# EMBALSES.NET > Biología > Micologia (Hongos) >  Lo que faltaba...

## F. Lázaro

... carnets para poder recoger setas o cortar espárragos, de risa. *¿Pero que les pasa a los políticos, se les ha cortocircuitado el cerebro o qué?*  :Confused:  :Mad: 




> http://www.lavanguardia.com/medio-am...ors_picks=true
> 
> *La Generalitat hará pagar por coger setas en bosques públicos*
> 
> *Si el carnet de 'boletaire' funciona en la prueba piloto iniciada en Poblet, la medida se generalizará | Agricultura propone a los propietarios forestales que cobren por recolectar en sus fincas*
> 
> 
> 
> Lo de patear los bosques públicos recolectando setas sin pagar ni dar explicaciones a nadie tiene los días contados. El primer carnet de boletaire, en marcha desde ayer de forma experimental en los bosques del Paratge Natural d'Interès Nacional de Poblet (Conca de Barberà), junto al monasterio, será también obligatorio en todos los montes catalanes públicos. Eso sí, antes la Generalitat testará la nueva tasa, de 10 euros por boletaire y temporada, durante dos años en el paraje natural de Poblet. Si funciona se aplicará por todo el país con el doble objetivo de sensibilizar a los recolectores, para que sean más cívicos, y recaudar nuevos fondos para mejorar la gestión de los bosques, sea para prevenir incendios o para incrementar su productividad.
> ...

----------


## Luján

Pues no me parece mal del todo. Al final, 10 €/año es mucho menos de lo que te ahorras si las compraras.

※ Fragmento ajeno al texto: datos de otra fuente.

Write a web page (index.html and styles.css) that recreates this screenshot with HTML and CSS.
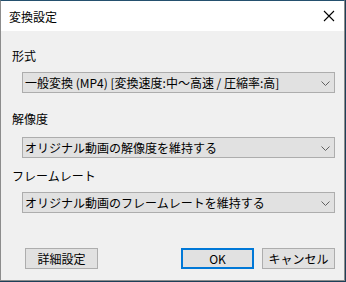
FILE: index.html
```html
<!DOCTYPE html>
<html lang="ja">
<head>
<meta charset="utf-8">
<link rel="stylesheet" href="styles.css">
</head>
<body>
<div class="window">
  <div class="titlebar">
    <span class="title">変換設定</span>
    <svg class="close" width="12" height="12" viewBox="0 0 12 12"><path d="M1 1 L11 11 M11 1 L1 11" stroke="#000" stroke-width="1.1" fill="none"/></svg>
  </div>
  <div class="content">
    <div class="label l1">形式</div>
    <div class="combo c1">
      <span class="combo-text">一般変換 (MP4) [変換速度:中～高速 / 圧縮率:高]</span>
      <svg class="chev" width="9" height="5" viewBox="0 0 9 5"><path d="M0.5 0.5 L4.5 4.5 L8.5 0.5" stroke="#606060" stroke-width="1" fill="none"/></svg>
    </div>
    <div class="label l2">解像度</div>
    <div class="combo c2">
      <span class="combo-text">オリジナル動画の解像度を維持する</span>
      <svg class="chev" width="9" height="5" viewBox="0 0 9 5"><path d="M0.5 0.5 L4.5 4.5 L8.5 0.5" stroke="#606060" stroke-width="1" fill="none"/></svg>
    </div>
    <div class="label l3">フレームレート</div>
    <div class="combo c3">
      <span class="combo-text">オリジナル動画のフレームレートを維持する</span>
      <svg class="chev" width="9" height="5" viewBox="0 0 9 5"><path d="M0.5 0.5 L4.5 4.5 L8.5 0.5" stroke="#606060" stroke-width="1" fill="none"/></svg>
    </div>
    <div class="buttons">
      <div class="btn">詳細設定</div>
      <div class="spacer"></div>
      <div class="btn default">OK</div>
      <div class="btn">キャンセル</div>
    </div>
  </div>
</div>
</body>
</html>
```
FILE: styles.css
```css
html, body {
  margin: 0;
  padding: 0;
}
body {
  width: 346px;
  height: 282px;
  background: #1d3f58;
  font-family: "Noto Sans CJK JP", "Noto Sans", sans-serif;
  font-size: 12px;
  color: #000;
  overflow: hidden;
}
.window {
  box-sizing: border-box;
  width: 345px;
  height: 281px;
  border: 1px solid #8c8c8c;
  border-top-color: #24506e;
  background: #f0f0f0;
  display: flex;
  flex-direction: column;
}
.titlebar {
  height: 30px;
  background: #fff;
  display: flex;
  align-items: center;
  padding-left: 8px;
  padding-right: 9px;
}
.title {
  flex: 1;
  line-height: 16px;
  margin-top: 1px;
}
.close {
  display: block;
}
.content {
  flex: 1;
  padding: 0 9px 0 11px;
  display: flex;
  flex-direction: column;
}
.label {
  line-height: 16px;
  height: 16px;
}
.l1 { margin-top: 17px; }
.l2 { margin-top: 18px; }
.l3 { margin-top: 10px; }
.combo {
  box-sizing: border-box;
  margin-left: 10px;
  height: 21px;
  border: 1px solid #adadad;
  background: #e1e1e1;
  display: flex;
  align-items: center;
  padding-left: 2px;
  padding-right: 4px;
}
.c1 { margin-top: 8px; }
.c2 { margin-top: 10px; }
.c3 { margin-top: 8px; }
.combo-text {
  flex: 1;
  line-height: 16px;
  white-space: nowrap;
}
.chev {
  display: block;
  margin-top: 1px;
}
.buttons {
  display: flex;
  margin-top: 35px;
  padding-left: 13px;
  gap: 8px;
}
.spacer { flex: 1; }
.btn {
  box-sizing: border-box;
  width: 73px;
  height: 21px;
  border: 1px solid #adadad;
  background: #e1e1e1;
  display: flex;
  align-items: center;
  justify-content: center;
  line-height: 16px;
}
.btn.default {
  border: 2px solid #0078d7;
}
```
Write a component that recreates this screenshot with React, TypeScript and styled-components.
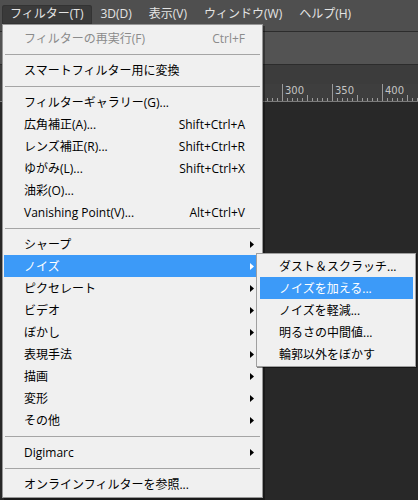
import React from "react";
import styled, { createGlobalStyle } from "styled-components";

const GlobalStyle = createGlobalStyle`
  html, body {
    margin: 0;
    padding: 0;
    background: #282828;
  }
  body {
    font-family: "Open Sans", "Noto Sans CJK JP", sans-serif;
    font-size: 12px;
  }
`;

const Page = styled.div`
  position: relative;
  width: 418px;
  height: 500px;
  overflow: hidden;
  display: flex;
  flex-direction: column;
  background: #282828;
`;

const MenuBar = styled.div`
  height: 32px;
  box-sizing: border-box;
  padding: 5px 0 0 2px;
  display: flex;
  align-items: flex-start;
  background: #4f4f4f;
  border-bottom: 1px solid #2c2c2c;
`;

const BarItem = styled.div<{ $open?: boolean }>`
  height: 19px;
  line-height: 18px;
  padding: 0 9px 0 8px;
  color: #e4e4e4;
  font-size: 12px;
  white-space: nowrap;
  border-radius: 3px 3px 0 0;
  background: ${(p) => (p.$open ? "#3a3a3a" : "transparent")};
  box-shadow: ${(p) => (p.$open ? "inset 0 0 0 1px #333" : "none")};
`;

const OptionsBar = styled.div`
  height: 33px;
  box-sizing: border-box;
  background: #535353;
  border-bottom: 1px solid #2c2c2c;
`;

const TabBar = styled.div`
  height: 19px;
  background: #3c3c3c;
`;

const RulerBox = styled.div`
  height: 18px;
  box-sizing: border-box;
  background: #3e3e3e;
  border-bottom: 1px solid #7a7a7a;
`;

const Canvas = styled.div`
  flex: 1;
  background: #282828;
`;

const Menu = styled.div`
  position: absolute;
  left: 2px;
  top: 24px;
  width: 261px;
  box-sizing: border-box;
  padding: 2px 0;
  background: #f0f0f0;
  border: 1px solid #979797;
  box-shadow: 2px 2px 0 rgba(0, 0, 0, 0.35);
`;

const SubMenu = styled(Menu)`
  left: 256px;
  top: 253px;
  width: 160px;
  padding: 1px 0;
  border-color: #a0a0a0;
  box-shadow: 1px 1px 0 rgba(0, 0, 0, 0.45);
`;

const Item = styled.div<{ $active?: boolean; $disabled?: boolean; $sub?: boolean }>`
  height: 22px;
  display: flex;
  align-items: center;
  margin: ${(p) => (p.$sub ? "0 2px 0 3px" : "0 3px 0 1px")};
  padding-left: ${(p) => (p.$sub ? "19px" : "20px")};
  color: ${(p) => (p.$active ? "#ffffff" : p.$disabled ? "#8b8b8b" : "#000000")};
  background: ${(p) => (p.$active ? "#3c9af8" : "transparent")};
  white-space: nowrap;
`;

const Label = styled.span`
  flex: 1;
`;

const Shortcut = styled.span`
  text-align: right;
`;

const ArrowSlot = styled.span`
  width: 14px;
  display: flex;
  justify-content: flex-end;
  padding-right: 5px;
  box-sizing: border-box;
`;

const Separator = styled.div`
  height: 10px;
  display: flex;
  align-items: center;
  margin: 0 2px 0 2px;

  &::after {
    content: "";
    flex: 1;
    height: 1px;
    background: #a5a5a5;
  }
`;

const Arrow = ({ color }: { color: string }) => (
  <svg width="4" height="7" viewBox="0 0 4 7">
    <path d="M0 0 L4 3.5 L0 7 Z" fill={color} />
  </svg>
);

// only the part right of the open menu is visible, so labels start at 300
const Ruler = () => {
  const ticks = [];
  const labels = [];
  for (let x = 2; x <= 418; x += 5) {
    const v = x - 282 + 300;
    const major = v % 50 === 0;
    const mid = v % 25 === 0;
    const h = major ? 17 : mid ? 6 : 3;
    ticks.push(<line key={x} x1={x + 0.5} x2={x + 0.5} y1={17 - h} y2={17} stroke="#9a9a9a" strokeWidth="1" />);
    if (major && v >= 300) {
      labels.push(
        <text key={"t" + x} x={x + 3} y={10} fill="#c4c4c4" fontSize="10" fontFamily="'DejaVu Sans', sans-serif">
          {v}
        </text>
      );
    }
  }
  return (
    <svg width="418" height="17" style={{ display: "block" }}>
      {ticks}
      {labels}
    </svg>
  );
};

type Entry =
  | { sep: true }
  | { label: string; shortcut?: string; arrow?: boolean; active?: boolean; disabled?: boolean };

const entries: Entry[] = [
  { label: "フィルターの再実行(F)", shortcut: "Ctrl+F", disabled: true },
  { sep: true },
  { label: "スマートフィルター用に変換" },
  { sep: true },
  { label: "フィルターギャラリー(G)..." },
  { label: "広角補正(A)...", shortcut: "Shift+Ctrl+A" },
  { label: "レンズ補正(R)...", shortcut: "Shift+Ctrl+R" },
  { label: "ゆがみ(L)...", shortcut: "Shift+Ctrl+X" },
  { label: "油彩(O)..." },
  { label: "Vanishing Point(V)...", shortcut: "Alt+Ctrl+V" },
  { sep: true },
  { label: "シャープ", arrow: true },
  { label: "ノイズ", arrow: true, active: true },
  { label: "ピクセレート", arrow: true },
  { label: "ビデオ", arrow: true },
  { label: "ぼかし", arrow: true },
  { label: "表現手法", arrow: true },
  { label: "描画", arrow: true },
  { label: "変形", arrow: true },
  { label: "その他", arrow: true },
  { sep: true },
  { label: "Digimarc", arrow: true },
  { sep: true },
  { label: "オンラインフィルターを参照..." },
];

const noiseItems = ["ダスト＆スクラッチ...", "ノイズを加える...", "ノイズを軽減...", "明るさの中間値...", "輪郭以外をぼかす"];

export default function App() {
  return (
    <>
      <GlobalStyle />
      <Page>
        <MenuBar>
          <BarItem $open>フィルター(T)</BarItem>
          <BarItem>3D(D)</BarItem>
          <BarItem>表示(V)</BarItem>
          <BarItem>ウィンドウ(W)</BarItem>
          <BarItem>ヘルプ(H)</BarItem>
        </MenuBar>
        <OptionsBar />
        <TabBar />
        <RulerBox>
          <Ruler />
        </RulerBox>
        <Canvas />

        <Menu>
          {entries.map((e, i) =>
            "sep" in e ? (
              <Separator key={i} />
            ) : (
              <Item key={i} $active={e.active} $disabled={e.disabled}>
                <Label>{e.label}</Label>
                {e.shortcut && <Shortcut>{e.shortcut}</Shortcut>}
                <ArrowSlot>{e.arrow && <Arrow color={e.active ? "#ffffff" : "#000000"} />}</ArrowSlot>
              </Item>
            )
          )}
        </Menu>

        <SubMenu>
          {noiseItems.map((label, i) => (
            <Item key={label} $sub $active={i === 1}>
              <Label>{label}</Label>
            </Item>
          ))}
        </SubMenu>
      </Page>
    </>
  );
}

Los montes de uso público son eso, de uso. Pero no de abuso. Y cada vez hay menos setas y la misma (o quizás más) gente que se dedica a cogerlas.

Otra cosa es que al final ese dinero no retorne, en forma de inversión, al monte. Que no lo hará, se quedará para tapar un poco el agujero de la _Generalitat_.

----------


## perdiguera

En esto de las setas pasa lo mismo que en otras actividades al aire libre, que hay algunos que recogen las setas como debe hacerse y otros que destrozan, al no saber cogerlas, el medio donde se reproducen imposibilitando la siguiente generación.

----------